Mit dieser Einschätzung hatten Liebscher und Schirp allerdings nur auf die Entscheidung des Gerichts reagiert, dass im Musterverfahren keine Ansprüche gegen die einst für Wirecard zuständige Wirtschaftsprüfung EY und einzelne Wirtschaftsprüfer zu klären seien. Ansprüche auf Schadenersatz gegen EY und die Prüfer müssen daher zwangsläufig auf anderem Weg verfolgt werden, falls der Bundesgerichtshof die Entscheidung bestätigt, Bilanztestate von Wirtschaftsprüfern aus dem Musterverfahren auszuklammern.

Kein Hindernis für die Prozessführung sieht das Bayerische Oberste Landesgericht darin, dass der ehemalige Prozessbevollmächtigte des Musterklägers, der Rechtsanwalt Elmar Vitt, Geschäftsführer der Prozessfinanzierungsgesellschaft Jurfin ist. Deren Vertrag mit dem Musterkläger bleibt bestehen, obwohl Ebert das Mandat mit Vitt als Prozessbevollmächtigtem beendet hat. Laut Gericht zeigt das, dass der Musterkläger trotz des Finanzierungsvertrags den Prozess eigenverantwortlich führe.

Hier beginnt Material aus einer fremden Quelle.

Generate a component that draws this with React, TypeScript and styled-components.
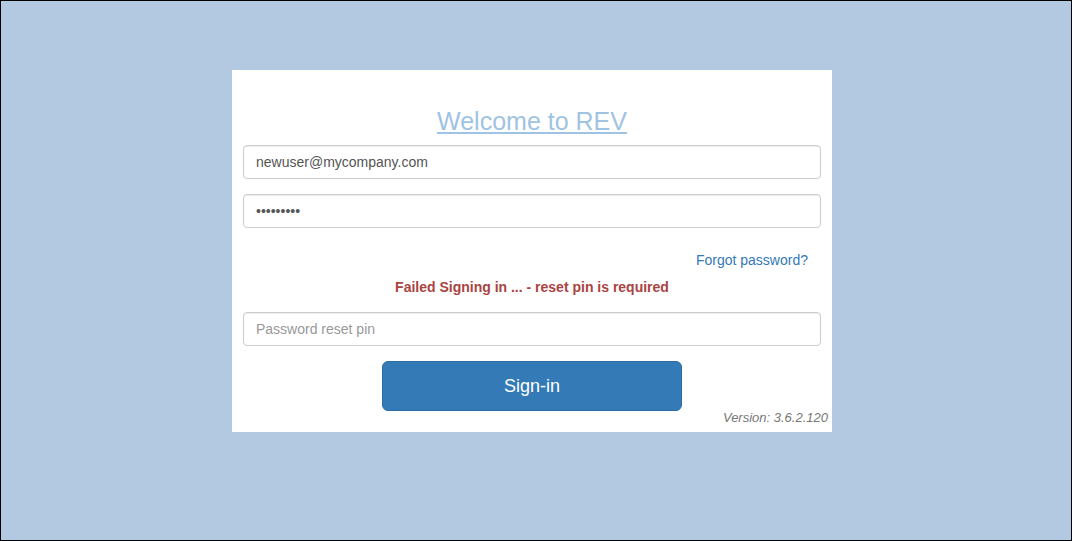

Musterverfahren im Jahr 2022 gestartet

Geführt wird der Prozess gemäß dem Kapitalanleger-Musterverfahrensgesetz, um zentrale Fragen für die große Zahl an Wirecard-Geschädigten gebündelt zu klären. Sind die Voraussetzungen für Schadenersatz geklärt, verfolgt jeder Kläger seinen Anspruch separat weiter. Das soll der Justiz Arbeit sparen, da die Wirecard-Insolvenz im Jahr 2020 tausende Anleger traf. Der Musterprozess bündelt 9200 Verfahren mit Schadenersatzansprüchen von insgesamt mehr als 1,9 Milliarden Euro.

Als das Musterverfahren im Jahr 2022 startete, wurden tausende Klagen zunächst ausgesetzt, um auf das Ergebnis des Musterprozesses zu warten. Es ist daher kein Geheimnis, dass der zum Wirecard-Musterkläger bestimmte Betriebswirt Kurt Ebert dem Musterverfahren kritisch gegenüberstehen dürfte, schließlich kostet ihn das Musterverfahren Zeit. Laut dem aktuellen Gerichtsbeschluss wäre es wegen der zu erwartenden Dauer des Musterverfahrens nachvollziehbar, wenn der Musterkläger bestrebt gewesen wäre, die mit der Aussetzung verbundene Verzögerung seines eigenen Rechtsstreits nach Möglichkeit zu vermeiden. Dass er Beschwerde gegen die Aussetzung seines Verfahrens eingelegt hatte, spricht laut den Richtern nicht gegen seine Eignung als Musterkläger. Auch stehe es den Regeln nicht entgegen, dass er im Musterverfahren, ebenso wie die meisten anderen Kläger, nur gegen die Wirtschaftsprüfung EY Schadenersatzansprüche stelle.

Neben der damals für die Prüfung der Wirecard-Bilanzen zuständigen Prüfungsgesellschaft EY stehen noch zahlreiche weitere Beklagte auf der Liste des Musterverfahrens, etwa der ehemalige Wirecard-Chef Markus Braun, die ehemaligen Wirecard-Manager Stephan von Erffa und Oliver Bellenhaus sowie ehemals bei EY tätige Wirtschaftsprüfer. Aus formellen Gründen steht auch der Wirecard-Insolvenzverwalter Michael Jaffé auf der Beklagtenliste. Der flüchtige Wirecard-Manager Jan Marsalek wurde laut dem aktuellen Beschluss früher fälschlich als Musterbeklagter geführt. Die Wirtschaftsprüfung EY dürfte nach Einschätzung der Kläger von allen Beklagten noch am ehesten in der Lage sein, nennenswerten Schadenersatz zu leisten, falls es zu einem für die Anleger günstigen Urteil oder zu einem Vergleich kommen sollte.